We also know that customisation of these pilots will definitely be a thing - from the way they look down to what they wear, and indeed what kind of cute little bobbleheads they keep in their cockpits. Everything you need to give your pilots a makeover will, apparently, be unlocked during the course of the game with no microtransactions in sight, and I would love to be able to change the look of my fearless space ace on the go. Just imagine being able to change up your appearance dramatically to keep the enemy guessing. Mind games people. It's the art of war.
You can drift your starfighter in space. That's literally it. Skrrt skrrt.
It's been confirmed that, over the course of the single-player campaign, you'll be bumping into a whole bunch of familiar Star Wars faces. Well, a couple are confirmed, but you get it. We've got hero of the Rebellion Wedge Antilles, we've got hero of the Rebellion Hera Syndulla, and apparently many, many more.
As for friendly faces among the Imperial pilots and officers... There ain't none, but maybe we've got some memories in the making, you know? Maybe the real Imperial heroes are the friends we made along the way?

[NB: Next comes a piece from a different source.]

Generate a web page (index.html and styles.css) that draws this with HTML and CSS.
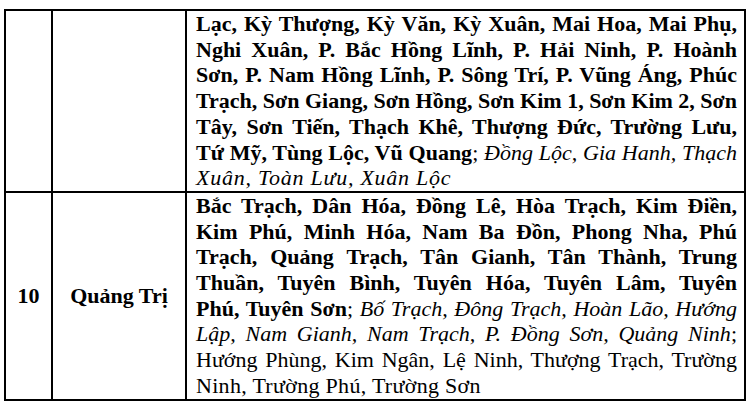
FILE: index.html
```html
<!DOCTYPE html>
<html lang="vi">
<head>
<meta charset="utf-8">
<link rel="stylesheet" href="styles.css">
</head>
<body>
<div class="grid">
  <div class="cell c-no"></div>
  <div class="cell c-prov"></div>
  <div class="cell c-list">
    <p class="lines"><b>Lạc, Kỳ Thượng, Kỳ Văn, Kỳ Xuân, Mai Hoa, Mai Phụ,<br>Nghi Xuân, P. Bắc Hồng Lĩnh, P. Hải Ninh, P. Hoành<br>Sơn, P. Nam Hồng Lĩnh, P. Sông Trí, P. Vũng Áng, Phúc<br>Trạch, Sơn Giang, Sơn Hồng, Sơn Kim 1, Sơn Kim 2, Sơn<br>Tây, Sơn Tiến, Thạch Khê, Thượng Đức, Trường Lưu,<br>Tứ Mỹ, Tùng Lộc, Vũ Quang</b>; <i>Đồng Lộc, Gia Hanh, Thạch</i></p>
    <p class="tail"><i>Xuân, Toàn Lưu, Xuân Lộc</i></p>
  </div>
  <div class="cell c-no last"><b>10</b></div>
  <div class="cell c-prov last"><b>Quảng Trị</b></div>
  <div class="cell c-list last">
    <p class="lines"><b>Bắc Trạch, Dân Hóa, Đồng Lê, Hòa Trạch, Kim Điền,<br>Kim Phú, Minh Hóa, Nam Ba Đồn, Phong Nha, Phú<br>Trạch, Quảng Trạch, Tân Gianh, Tân Thành, Trung<br>Thuần, Tuyên Bình, Tuyên Hóa, Tuyên Lâm, Tuyên<br>Phú, Tuyên Sơn</b>; <i>Bố Trạch, Đông Trạch, Hoàn Lão, Hướng<br>Lập, Nam Gianh, Nam Trạch, P. Đồng Sơn, Quảng Ninh</i>;<br>Hướng Phùng, Kim Ngân, Lệ Ninh, Thượng Trạch, Trường</p>
    <p class="tail">Ninh, Trường Phú, Trường Sơn</p>
  </div>
</div>
</body>
</html>
```
FILE: styles.css
```css
html, body {
  margin: 0;
  padding: 0;
  background: #fff;
}
body {
  font-family: "Liberation Serif", "Times New Roman", serif;
  font-size: 22px;
  line-height: 25.7px;
  color: #000;
}
.grid {
  display: grid;
  grid-template-columns: 47px 134px 1fr;
  width: 742px;
  box-sizing: border-box;
  border: 2px solid #000;
  margin: 9px 0 0 4px;
}
.cell {
  box-sizing: border-box;
  border-bottom: 2px solid #000;
}
.cell.last {
  border-bottom: none;
}
.c-no, .c-prov {
  border-right: 2px solid #000;
  display: flex;
  align-items: center;
  justify-content: center;
}
.c-list {
  padding: 0 7px 0 9px;
}
.lines {
  margin: 0;
  text-align: justify;
  text-align-last: justify;
}
.tail {
  margin: 0;
  text-align: left;
  letter-spacing: 0.3px;
}
.tail i {
  letter-spacing: 0.75px;
}
.c-list b { font-weight: bold; }
.c-list i { font-style: italic; }
```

It looks like everything on your heads-up display will be shown on your cockpit, without any external messages or signals. Now, we already know the game is pushing the VR angle pretty hard, so it makes sense to have all the information you need front and centre. But more than that, it shows how immersive this game will hopefully be. Information in the cockpit will include: components, current laser charge, your starfighter's status (single, married, divorced, etc), a combat display, power management, throttle and, of course, myriad sensors.
If there's one thing I've been waiting for literally my entire adult life, it's the ability to actually play a game that genuinely makes me feel like I'm taking part in the epic space battles from the movies. And I'm not gonna lie to you, guys: I'm kinda excited about this one. It's looking pretty neat.